Anthony Onica, Site Director at Roberto Clemente Academy in Chicago, IL, noticed something special about the relationship between Santana and Weiss. “Ms. Weiss saw a kindred spirit in Valentino, and her patience has coaxed a lot of academic and emotional growth out of him. He’s a remarkable young man, and his relationship with his tutor has only accentuated that quality,” said Onica,

Their relationship began with …pastries?

“I remember on one of the first days we worked with him, he bonded with Ms. Weiss over their shared love of The Great British Bake-off. He did an impersonation of one of the people on the show, and the rest, as they say, was history,” said Onica.

Weiss said that she “loves math,” but she remembered when she didn’t like it as much in high school. “I try to express that to my students, and make it less intimidating,” she said.

A Math Mind
But as Santana improved in his understanding of the subject, the math became more challenging. At that point, Weiss said that she treated it as a partnership. “Let’s take this more seriously,” she told him. As time went on, Santana was able to work more independently. “Santana has a math mind,” said Weiss.

How to Study for Algebra
Of course, Weiss tutors her students on the foundational skills of Algebra 1, but she also focuses on the grade-level content that teachers are covering and shows them how to study. It turned out to pay off for Santana, because he ended up raising his grade from a D to an A. “He takes beautiful notes, he’s shown that he can do it. He’s challenging his fear of math,” she said.

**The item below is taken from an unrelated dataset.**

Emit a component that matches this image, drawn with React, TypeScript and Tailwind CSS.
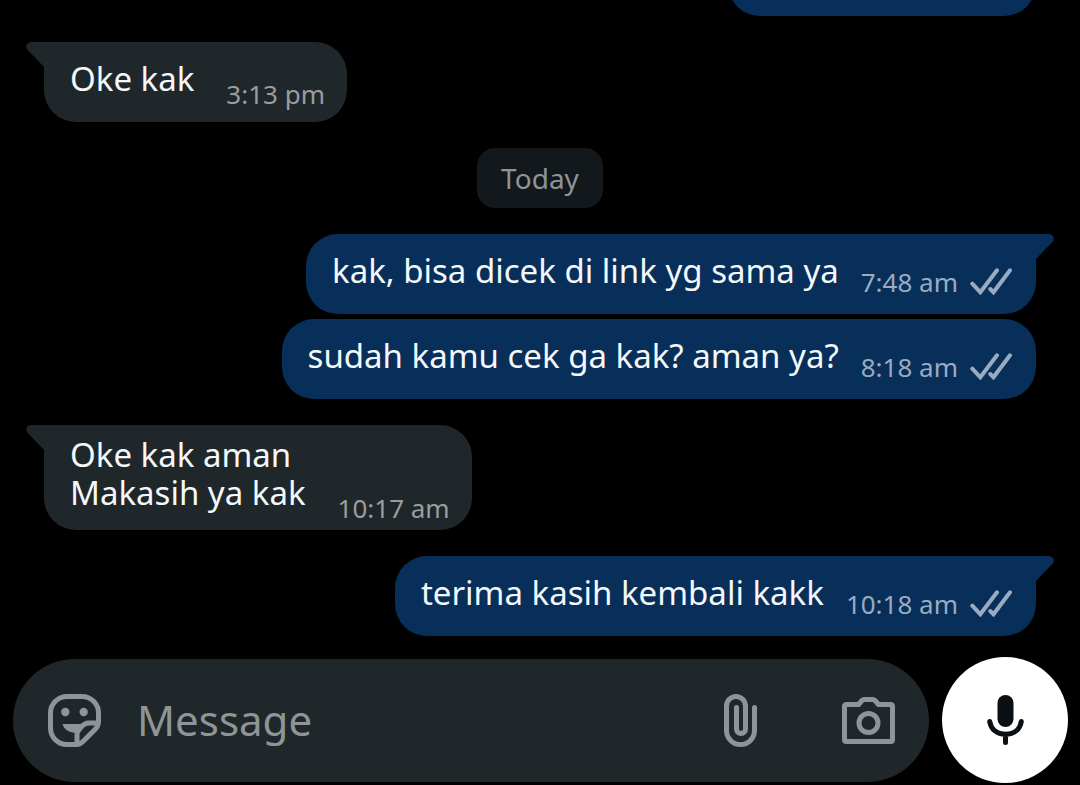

In fact, Santana has come so far that now he helps other students in his class, and he even catches Weiss when she makes a mistake. “I gave him an example that had a mistake, and he found the mistake right away,” she said.

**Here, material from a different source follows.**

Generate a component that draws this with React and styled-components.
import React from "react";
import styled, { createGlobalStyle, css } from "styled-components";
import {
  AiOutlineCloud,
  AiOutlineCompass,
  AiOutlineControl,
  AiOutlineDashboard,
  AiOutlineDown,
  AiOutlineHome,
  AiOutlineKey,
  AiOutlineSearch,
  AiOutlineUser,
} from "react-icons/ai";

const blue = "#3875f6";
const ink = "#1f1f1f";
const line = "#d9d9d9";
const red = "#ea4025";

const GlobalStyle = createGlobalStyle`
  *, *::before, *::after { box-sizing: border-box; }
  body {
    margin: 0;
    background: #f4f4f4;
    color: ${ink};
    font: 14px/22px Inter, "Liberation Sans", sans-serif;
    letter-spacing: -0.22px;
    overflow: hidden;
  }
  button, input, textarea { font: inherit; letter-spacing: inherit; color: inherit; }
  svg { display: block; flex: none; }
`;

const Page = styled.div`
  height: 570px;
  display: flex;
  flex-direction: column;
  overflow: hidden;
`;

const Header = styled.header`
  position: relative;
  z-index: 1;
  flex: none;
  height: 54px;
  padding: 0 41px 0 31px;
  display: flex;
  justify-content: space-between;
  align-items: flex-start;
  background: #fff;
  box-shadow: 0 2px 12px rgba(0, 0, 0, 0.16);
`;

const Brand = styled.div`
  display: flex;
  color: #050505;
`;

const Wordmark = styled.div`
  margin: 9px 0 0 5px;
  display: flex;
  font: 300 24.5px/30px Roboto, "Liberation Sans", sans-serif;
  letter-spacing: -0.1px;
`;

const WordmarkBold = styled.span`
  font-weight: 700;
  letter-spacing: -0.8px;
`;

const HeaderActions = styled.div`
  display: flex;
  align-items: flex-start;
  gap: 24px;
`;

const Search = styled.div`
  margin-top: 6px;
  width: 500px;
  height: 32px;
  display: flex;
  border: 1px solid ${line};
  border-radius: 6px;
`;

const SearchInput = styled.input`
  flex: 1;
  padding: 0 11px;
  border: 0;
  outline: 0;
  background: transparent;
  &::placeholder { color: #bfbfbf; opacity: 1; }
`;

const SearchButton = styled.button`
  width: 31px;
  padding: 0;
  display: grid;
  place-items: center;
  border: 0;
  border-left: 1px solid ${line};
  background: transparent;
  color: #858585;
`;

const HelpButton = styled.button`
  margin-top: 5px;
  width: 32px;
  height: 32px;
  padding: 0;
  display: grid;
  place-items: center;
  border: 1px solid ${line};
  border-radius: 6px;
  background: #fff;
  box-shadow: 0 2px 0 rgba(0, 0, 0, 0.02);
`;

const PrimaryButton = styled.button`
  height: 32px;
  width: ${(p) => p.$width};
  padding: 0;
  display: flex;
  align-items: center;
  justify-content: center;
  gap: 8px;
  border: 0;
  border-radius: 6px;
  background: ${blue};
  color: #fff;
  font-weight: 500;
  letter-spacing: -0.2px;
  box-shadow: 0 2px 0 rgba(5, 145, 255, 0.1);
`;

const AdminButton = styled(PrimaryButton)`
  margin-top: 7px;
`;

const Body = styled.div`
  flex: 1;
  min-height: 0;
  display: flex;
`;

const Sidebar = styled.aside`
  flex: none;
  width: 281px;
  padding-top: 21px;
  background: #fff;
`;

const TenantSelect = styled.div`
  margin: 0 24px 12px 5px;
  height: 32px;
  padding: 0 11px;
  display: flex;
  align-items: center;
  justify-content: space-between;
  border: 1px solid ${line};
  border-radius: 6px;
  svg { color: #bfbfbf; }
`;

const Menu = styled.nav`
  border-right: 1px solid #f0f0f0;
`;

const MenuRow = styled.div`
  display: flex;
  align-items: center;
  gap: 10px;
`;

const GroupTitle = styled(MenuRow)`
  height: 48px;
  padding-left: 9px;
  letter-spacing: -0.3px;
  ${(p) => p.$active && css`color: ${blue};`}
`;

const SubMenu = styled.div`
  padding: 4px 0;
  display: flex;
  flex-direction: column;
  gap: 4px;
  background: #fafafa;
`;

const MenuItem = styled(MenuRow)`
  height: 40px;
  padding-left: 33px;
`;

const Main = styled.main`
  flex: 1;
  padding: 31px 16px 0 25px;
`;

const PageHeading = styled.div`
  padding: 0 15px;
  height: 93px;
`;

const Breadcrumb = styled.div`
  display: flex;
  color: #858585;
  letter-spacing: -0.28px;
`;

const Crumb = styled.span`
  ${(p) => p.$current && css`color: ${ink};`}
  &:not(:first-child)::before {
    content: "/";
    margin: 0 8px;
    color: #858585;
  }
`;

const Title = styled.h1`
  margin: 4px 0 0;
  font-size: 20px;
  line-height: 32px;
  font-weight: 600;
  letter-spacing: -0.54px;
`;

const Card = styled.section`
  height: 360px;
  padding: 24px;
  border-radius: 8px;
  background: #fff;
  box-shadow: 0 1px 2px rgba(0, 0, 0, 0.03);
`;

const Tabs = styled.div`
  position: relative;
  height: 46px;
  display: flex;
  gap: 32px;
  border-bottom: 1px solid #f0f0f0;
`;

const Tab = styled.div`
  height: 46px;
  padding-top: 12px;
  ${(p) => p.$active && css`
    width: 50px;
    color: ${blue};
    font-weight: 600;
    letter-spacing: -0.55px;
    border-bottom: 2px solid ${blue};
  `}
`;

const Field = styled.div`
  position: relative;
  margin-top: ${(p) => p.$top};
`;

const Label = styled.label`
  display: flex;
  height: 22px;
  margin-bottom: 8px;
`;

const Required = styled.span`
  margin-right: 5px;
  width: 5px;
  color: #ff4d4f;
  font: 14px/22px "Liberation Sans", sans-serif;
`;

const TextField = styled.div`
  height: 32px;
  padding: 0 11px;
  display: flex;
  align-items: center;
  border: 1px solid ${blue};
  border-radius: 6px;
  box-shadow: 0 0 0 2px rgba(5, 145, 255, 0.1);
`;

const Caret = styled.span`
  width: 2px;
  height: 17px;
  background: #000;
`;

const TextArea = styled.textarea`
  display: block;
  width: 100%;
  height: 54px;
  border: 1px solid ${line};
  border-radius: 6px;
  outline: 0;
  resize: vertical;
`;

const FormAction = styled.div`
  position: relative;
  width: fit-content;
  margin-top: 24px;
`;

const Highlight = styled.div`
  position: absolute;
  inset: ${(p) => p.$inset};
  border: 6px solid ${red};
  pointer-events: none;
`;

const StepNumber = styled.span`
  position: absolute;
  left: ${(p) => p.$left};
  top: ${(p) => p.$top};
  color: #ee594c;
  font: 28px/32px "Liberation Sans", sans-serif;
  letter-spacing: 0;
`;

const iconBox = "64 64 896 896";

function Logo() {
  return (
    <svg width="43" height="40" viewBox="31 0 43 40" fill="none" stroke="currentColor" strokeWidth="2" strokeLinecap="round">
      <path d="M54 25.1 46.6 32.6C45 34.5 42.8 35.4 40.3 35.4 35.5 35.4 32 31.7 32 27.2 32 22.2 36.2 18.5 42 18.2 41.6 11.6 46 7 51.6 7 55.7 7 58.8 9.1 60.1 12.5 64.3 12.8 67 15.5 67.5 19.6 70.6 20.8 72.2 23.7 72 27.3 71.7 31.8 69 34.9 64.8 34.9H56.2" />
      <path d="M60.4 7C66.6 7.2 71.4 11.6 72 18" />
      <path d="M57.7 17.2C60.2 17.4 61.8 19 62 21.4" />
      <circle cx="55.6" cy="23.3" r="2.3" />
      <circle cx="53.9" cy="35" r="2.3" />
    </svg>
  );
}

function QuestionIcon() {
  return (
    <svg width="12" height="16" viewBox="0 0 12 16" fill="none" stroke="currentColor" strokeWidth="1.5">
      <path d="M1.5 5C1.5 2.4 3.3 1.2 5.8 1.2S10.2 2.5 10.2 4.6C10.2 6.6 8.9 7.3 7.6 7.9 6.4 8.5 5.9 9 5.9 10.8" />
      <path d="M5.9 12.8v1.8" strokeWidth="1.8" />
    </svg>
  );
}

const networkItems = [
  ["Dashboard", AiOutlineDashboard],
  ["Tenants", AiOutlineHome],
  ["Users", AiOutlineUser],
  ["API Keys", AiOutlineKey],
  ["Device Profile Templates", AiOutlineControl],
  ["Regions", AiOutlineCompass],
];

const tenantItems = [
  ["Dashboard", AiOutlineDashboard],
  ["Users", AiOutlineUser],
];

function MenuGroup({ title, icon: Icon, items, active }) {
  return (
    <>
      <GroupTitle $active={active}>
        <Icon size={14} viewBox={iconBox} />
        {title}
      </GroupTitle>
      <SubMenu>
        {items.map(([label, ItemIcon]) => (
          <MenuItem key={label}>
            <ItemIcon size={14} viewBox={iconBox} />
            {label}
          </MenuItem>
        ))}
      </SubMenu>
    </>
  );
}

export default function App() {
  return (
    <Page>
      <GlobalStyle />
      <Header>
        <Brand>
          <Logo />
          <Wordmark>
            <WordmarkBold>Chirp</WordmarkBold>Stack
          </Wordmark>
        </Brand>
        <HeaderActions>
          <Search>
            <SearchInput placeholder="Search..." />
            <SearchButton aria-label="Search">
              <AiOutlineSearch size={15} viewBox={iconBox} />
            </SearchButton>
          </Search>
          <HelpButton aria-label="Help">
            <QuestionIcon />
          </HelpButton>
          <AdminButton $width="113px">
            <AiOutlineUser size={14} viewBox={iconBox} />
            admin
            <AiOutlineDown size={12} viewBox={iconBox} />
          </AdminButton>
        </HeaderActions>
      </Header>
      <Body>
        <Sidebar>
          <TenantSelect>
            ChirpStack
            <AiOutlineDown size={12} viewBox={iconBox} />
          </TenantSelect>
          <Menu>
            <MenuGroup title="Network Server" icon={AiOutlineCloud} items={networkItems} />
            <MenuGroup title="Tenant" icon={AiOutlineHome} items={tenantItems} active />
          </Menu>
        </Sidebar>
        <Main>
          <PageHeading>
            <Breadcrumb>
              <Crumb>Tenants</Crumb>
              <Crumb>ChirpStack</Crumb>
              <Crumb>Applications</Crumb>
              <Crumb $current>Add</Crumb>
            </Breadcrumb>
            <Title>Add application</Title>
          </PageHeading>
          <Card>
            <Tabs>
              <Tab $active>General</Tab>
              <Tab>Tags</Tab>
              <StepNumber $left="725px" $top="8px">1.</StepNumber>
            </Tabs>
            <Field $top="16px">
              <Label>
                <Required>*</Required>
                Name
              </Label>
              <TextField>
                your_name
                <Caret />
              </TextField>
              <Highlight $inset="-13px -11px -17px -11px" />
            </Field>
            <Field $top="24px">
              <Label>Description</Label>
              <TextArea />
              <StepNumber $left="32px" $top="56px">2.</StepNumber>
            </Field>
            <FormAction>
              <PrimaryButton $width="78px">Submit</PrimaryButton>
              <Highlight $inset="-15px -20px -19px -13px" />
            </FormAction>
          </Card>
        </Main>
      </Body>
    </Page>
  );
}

Onica said he’s also seen Santana make strides in his grades, confidence and overall maturity. “We’ve seen growth in Valentino’s math grades, and he’s been a lot more consistent with holding a strong score. Even so, I think the most impressive growth we’ve seen from Valentino is emotional. He’s more willing to engage in conversations when he’s struggling with content or personal challenges. He’s a student that I feel like I can always talk things through with, which is an impressive sign of maturity, in my opinion,” said Onica.

Although high school graduation is a few years away, Santana knows what he wants to do next. “I want to go to college. I want to become an engineer,” he said.

This goal comes as no surprise to Weiss. “I have so much faith that he can do math at such a high level,” she said.

“We’re very proud of him for being chosen for college preparation/planning programs here at Clemente,” said Onica.